• [Work to do]:
Find out how many lines of the material contain the string "React" and give only that figure.

** Begin **

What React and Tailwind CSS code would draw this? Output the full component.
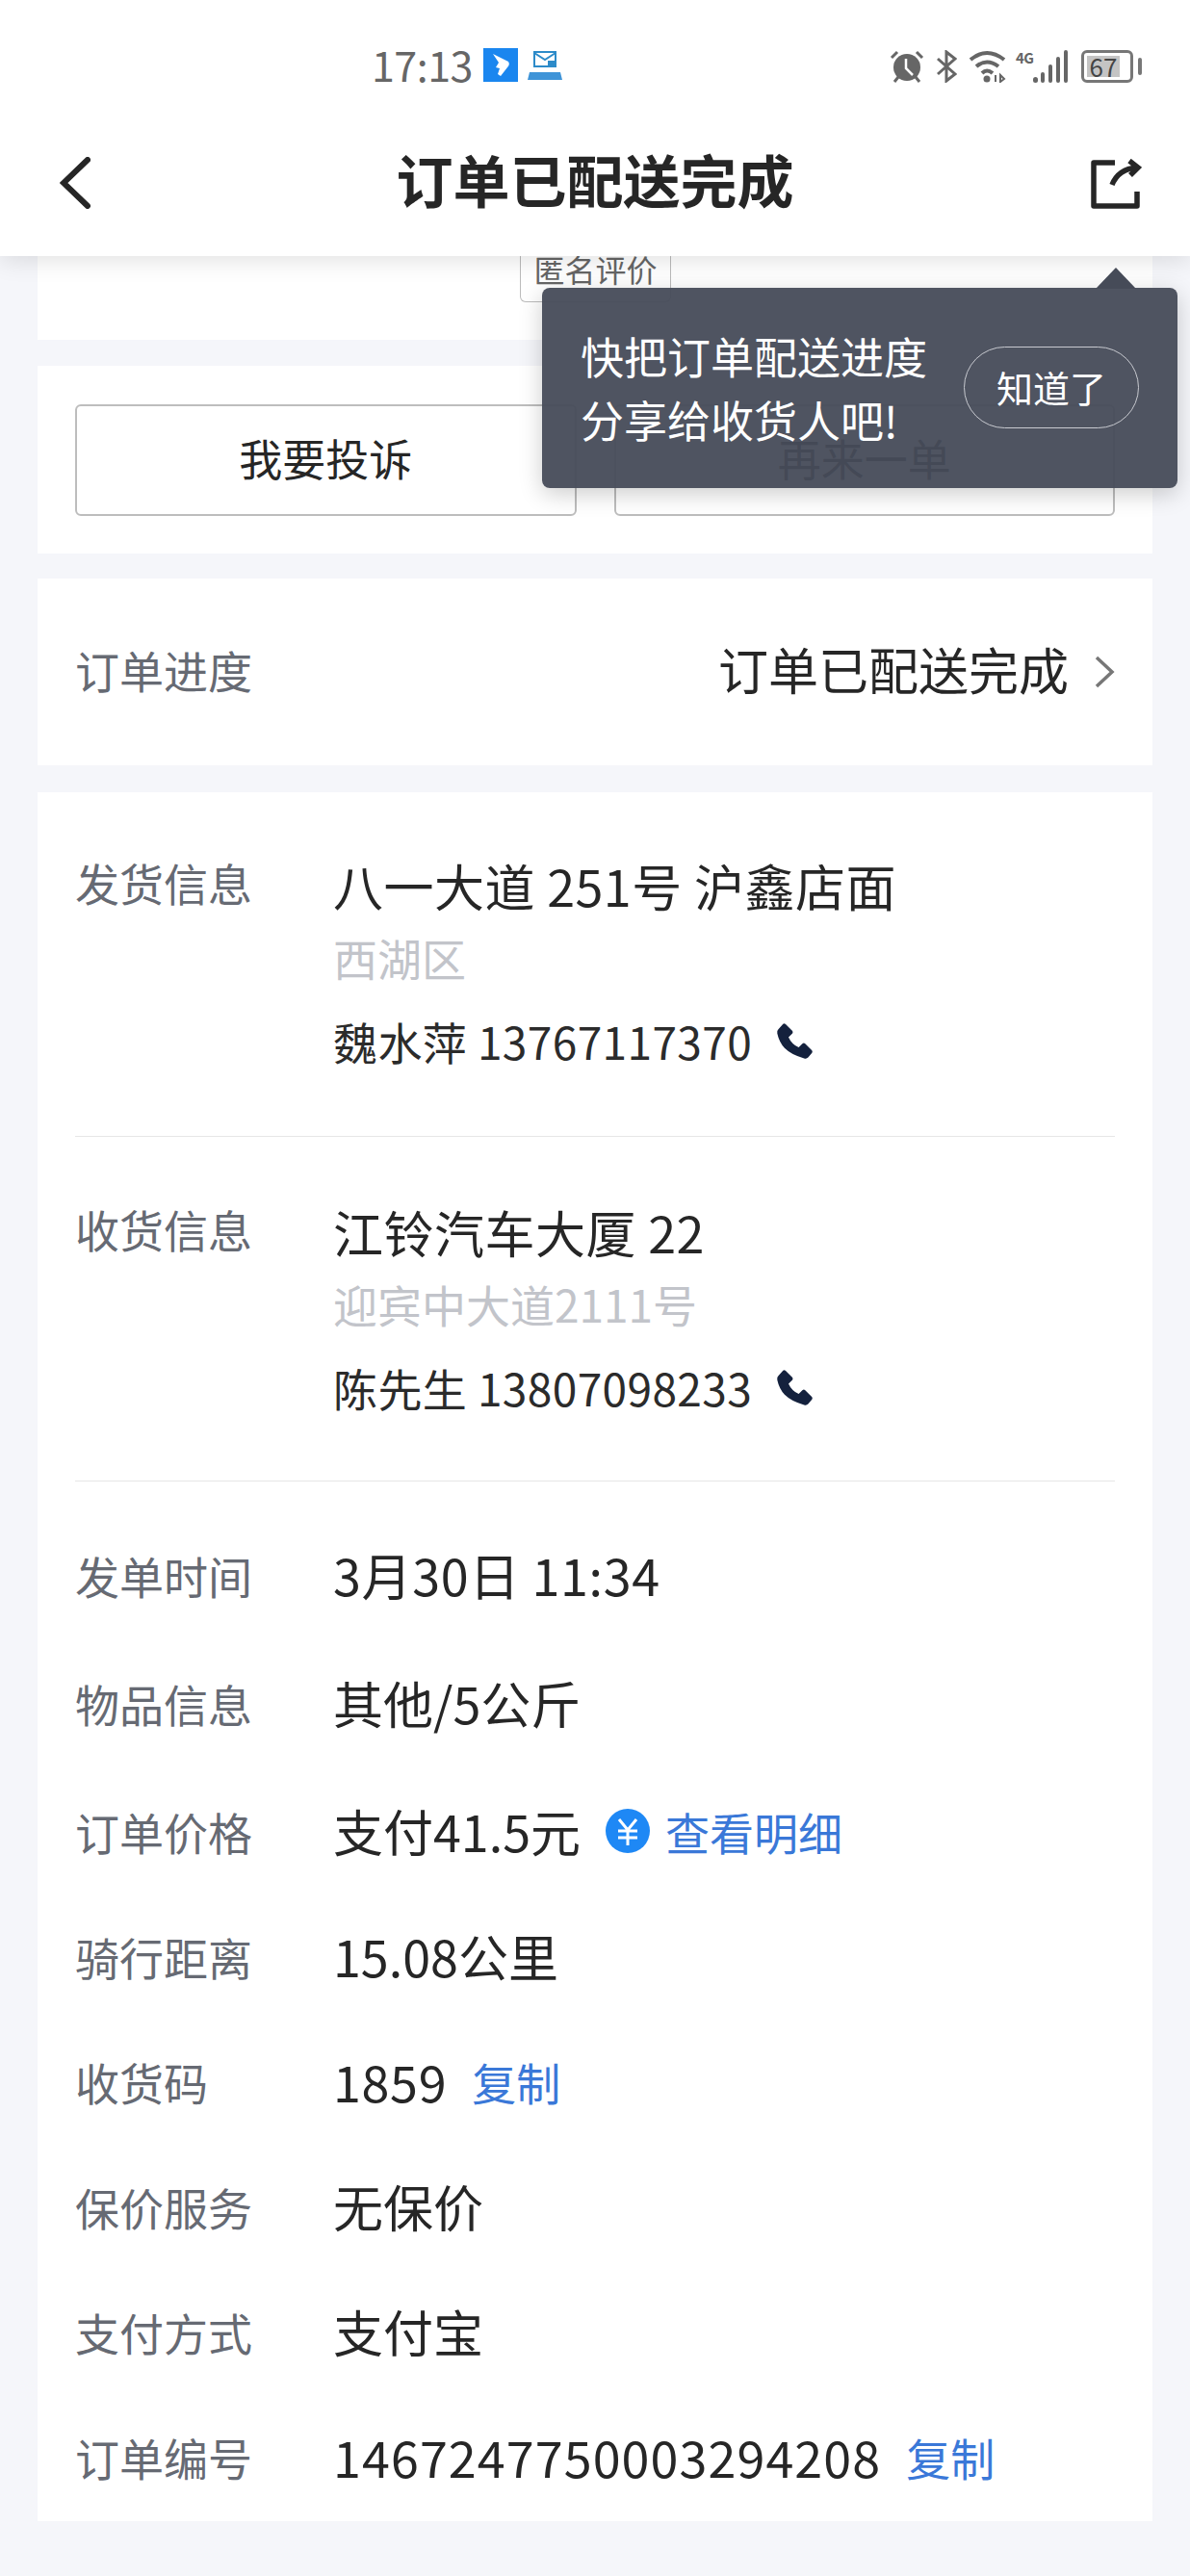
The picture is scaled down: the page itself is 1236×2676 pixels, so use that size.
import React from 'react';

const PhoneIcon = () => (
  <svg viewBox="0 0 24 24" className="ml-[25px] h-[39px] w-[39px]" fill="#14213d">
    <path d="M6 1 L10.5 5.5 Q11 6.2 10.5 7 L8 9.5 Q10 14 14.5 16 L17 13.5 Q17.8 13 18.5 13.5 L23 18 Q23.5 18.8 23 19.5 L20.5 22.5 Q19.5 23.5 18 23 Q10 21 5.5 16.5 Q2 12.5 .8 7 Q.5 5.5 1.5 4.5 L4.5 1 Q5.2 .5 6 1Z" />
  </svg>
);

const YenIcon = () => (
  <svg viewBox="0 0 46 46" className="ml-[26px] mr-[16px] h-[46px] w-[46px]">
    <circle cx="23" cy="23" r="23" fill="#1e88f5" />
    <path d="M14 11 L23 22 L32 11 M13 23 H33 M13 30 H33 M23 22 V38" stroke="#fff" strokeWidth="3" fill="none" />
  </svg>
);

const StatusBar = () => (
  <div className="flex h-[102px] items-end pb-[16px] text-[#666]">
    <div className="ml-[386px] flex items-center">
      <span className="pb-[2px] text-[43px] leading-[36px] tracking-[-0.5px]">17:13</span>
      <svg viewBox="0 0 36 35" className="ml-[11px] h-[35px] w-[36px]">
        <rect width="36" height="35" fill="#1a86ef" />
        <path d="M10 6 L26 14 Q28 17 25 20 L18 29 L15 27 L17 21 L13 20 L16 15 Z" fill="#fff" />
      </svg>
      <svg viewBox="0 0 36 32" className="ml-[10px] h-[32px] w-[36px]">
        <path d="M7 3 H29 V18 H7 Z" fill="none" stroke="#2d8bc9" strokeWidth="2" />
        <path d="M7 4 L18 11 L29 4" fill="none" stroke="#2d8bc9" strokeWidth="2" />
        <rect x="21" y="12" width="9" height="6" fill="#2d8bc9" />
        <path d="M2 24 H34 L36 32 H0 Z" fill="#3f94d8" />
      </svg>
    </div>
    <div className="ml-auto mr-[50px] flex items-center">
      <svg viewBox="0 0 36 34" className="h-[34px] w-[36px]" fill="#666">
        <circle cx="18" cy="18" r="14" />
        <path d="M2 8 L8 2 M34 8 L28 2 M5 33 L9 28 M31 33 L27 28" stroke="#666" strokeWidth="3" />
        <path d="M17 9 V19 L24 26" stroke="#fff" strokeWidth="2.5" fill="none" />
      </svg>
      <svg viewBox="0 0 22 34" className="ml-[12px] h-[34px] w-[22px]" fill="none" stroke="#666" strokeWidth="3">
        <path d="M2 9 L20 25 L11 32 V2 L20 9 L2 25" />
      </svg>
      <svg viewBox="0 0 40 34" className="ml-[12px] h-[34px] w-[40px]" fill="none" stroke="#666" strokeWidth="4">
        <path d="M2 10 Q19 -4 37 10 M8 17 Q19 8 31 17 M14 24 Q19 19 25 24" />
        <circle cx="19" cy="30" r="3.5" fill="#666" stroke="none" />
        <path d="M28 26 V33 M33 33 L33 26 L37 30 Z" strokeWidth="2" />
      </svg>
      <span className="ml-[9px] h-[34px] w-[18px] text-[15px] font-bold leading-[15px] tracking-[-0.5px] text-[#666]">4G</span>
      <svg viewBox="0 0 36 34" className="h-[34px] w-[36px]" fill="#666">
        <rect x="0" y="28" width="5" height="6" rx="2.5" />
        <rect x="8" y="23" width="4" height="11" rx="2" />
        <rect x="16" y="15" width="4" height="19" rx="2" />
        <rect x="24" y="7" width="4" height="27" rx="2" />
        <rect x="32" y="0" width="4" height="34" rx="2" />
      </svg>
      <div className="ml-[14px] flex h-[34px] w-[54px] items-center rounded-[6px] border-[3px] border-[#777] p-[3px]">
        <span className="flex h-[22px] w-[34px] items-center justify-center bg-[#c4c4c4] text-[26px] leading-[22px] text-[#444]">67</span>
      </div>
      <div className="ml-[5px] h-[18px] w-[4px] rounded-full bg-[#777]" />
    </div>
  </div>
);

const Section = ({ label, address, sub, name, phone, className }) => (
  <div className={`flex ${className}`}>
    <div className="-mt-[7px] w-[268px] text-[46px] leading-[70px] text-[#666a73]">{label}</div>
    <div>
      <div className="-mt-[3px] mb-[3px] text-[52px] leading-[70px] tracking-[0.5px] text-[#262626]">{address}</div>
      <div className="-mt-[3px] mb-[3px] text-[46px] leading-[78px] text-[#c2c4ca]">{sub}</div>
      <div className="-mt-[3px] mb-[3px] flex h-[96px] items-center text-[46px] tracking-[0.4px] text-[#2b2b2b]">
        {name} {phone}
        <PhoneIcon />
      </div>
    </div>
  </div>
);

const Row = ({ label, className, children }) => (
  <div className={`flex h-[130px] items-center ${className}`}>
    <div className="w-[268px] text-[46px] text-[#666a73]">{label}</div>
    <div className="flex items-center text-[52px] text-[#262626]">{children}</div>
  </div>
);

const Link = ({ children, className }) => (
  <span className={`text-[46px] text-[#3a78d8] ${className}`}>{children}</span>
);

export default function App() {
  return (
    <div className="relative min-h-[2676px] bg-[#f5f6fa] font-['Noto_Sans_CJK_SC',sans-serif]">
      {/* 顶部导航 */}
      <header className="relative z-10 h-[266px] bg-white shadow-[0_4px_24px_rgba(0,0,0,0.12)]">
        <StatusBar />
        <div className="relative flex h-[164px] items-center justify-center">
          <svg viewBox="0 0 32 54" className="absolute left-[62px] top-[61px] h-[54px] w-[32px]" fill="none" stroke="#262626" strokeWidth="6" strokeLinecap="round">
            <path d="M29 3 L4 27 L29 51" />
          </svg>
          <h1 className="pt-[2px] text-[59px] font-bold leading-none text-[#262626]">订单已配送完成</h1>
          <svg viewBox="0 0 54 54" className="absolute left-[1132px] top-[63px] h-[54px] w-[54px]" fill="none" stroke="#262626" strokeWidth="5.5">
            <path d="M26 4 H4 V49 H49 V34" strokeLinejoin="round" />
            <path d="M23 27 C27 17 36 10 49 9" />
            <path d="M41 2 L50 9 L42 17" />
          </svg>
        </div>
      </header>

      <main className="px-[39px]">
        <div className="h-[87px] overflow-hidden bg-white pl-[501px]">
          <div className="flex h-[48px] w-[157px] items-end justify-center rounded-b-[6px] border border-t-0 border-[#bbb] pb-[18px] text-[32px] leading-none text-[#666]">
            匿名评价
          </div>
        </div>

        <div className="mt-[27px] flex h-[195px] gap-[39px] bg-white px-[39px] pt-[40px]">
          {['我要投诉', '再来一单'].map((text) => (
            <button key={text} className="flex h-[116px] flex-1 items-center justify-center rounded-[6px] border-2 border-[#bdbdbd] pb-[4px] text-[45px] text-[#262626]">
              {text}
            </button>
          ))}
        </div>

        <div className="mt-[26px] flex h-[194px] items-center bg-white px-[39px]">
          <span className="pb-[6px] text-[46px] text-[#666a73]">订单进度</span>
          <span className="ml-auto pb-[6px] text-[52px] text-[#262626]">订单已配送完成</span>
          <svg viewBox="0 0 22 36" className="ml-[26px] h-[36px] w-[22px]" fill="none" stroke="#777" strokeWidth="3.5">
            <path d="M3 3 L19 18 L3 33" />
          </svg>
        </div>

        <div className="mt-[28px] bg-white px-[39px]">
          <Section label="发货信息" address="八一大道 251号 沪鑫店面" sub="西湖区" name="魏水萍" phone="13767117370" className="pb-[48px] pt-[65px]" />
          <div className="h-px bg-[#e6e6e6]" />
          <Section label="收货信息" address="江铃汽车大厦 22" sub="迎宾中大道2111号" name="陈先生" phone="13807098233" className="pb-[46px] pt-[67px]" />
          <div className="h-px bg-[#e6e6e6]" />
          <div className="pb-[2px] pt-[32px]">
            <Row label="发单时间" className="mb-[3px]"><span className="tracking-[0.7px]">3月30日 11:34</span></Row>
            <Row label="物品信息" className="mb-[3px]">其他/5公斤</Row>
            <Row label="订单价格">
              支付41.5元
              <YenIcon />
              <Link>查看明细</Link>
            </Row>
            <Row label="骑行距离">15.08公里</Row>
            <Row label="收货码">
              <span className="tracking-[0.7px]">1859</span>
              <Link className="ml-[26px]">复制</Link>
            </Row>
            <Row label="保价服务">无保价</Row>
            <Row label="支付方式">支付宝</Row>
            <Row label="订单编号">
              <span className="tracking-[1.1px]">1467247750003294208</span>
              <Link className="ml-[26px]">复制</Link>
            </Row>
          </div>
        </div>
      </main>

      {/* 分享提示 */}
      <div className="absolute left-[563px] top-[299px] z-20 h-[208px] w-[660px] rounded-[8px] bg-[#464b58]/95 shadow-[0_6px_24px_rgba(0,0,0,0.2)]">
        <div className="absolute left-[575px] top-[-21px] h-0 w-0 border-x-[21px] border-b-[22px] border-x-transparent border-b-[#464b58]" />
        <div className="flex h-full items-start pl-[40px] pt-[38px]">
          <p className="w-[398px] text-[45px] leading-[66px] text-white">快把订单配送进度<br />分享给收货人吧!</p>
          <button className="mt-[23px] h-[85px] w-[182px] rounded-full border border-[#c8cad0] pb-[2px] text-[38px] text-white">知道了</button>
        </div>
      </div>
    </div>
  );
}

** End **

• [Right answer]:
2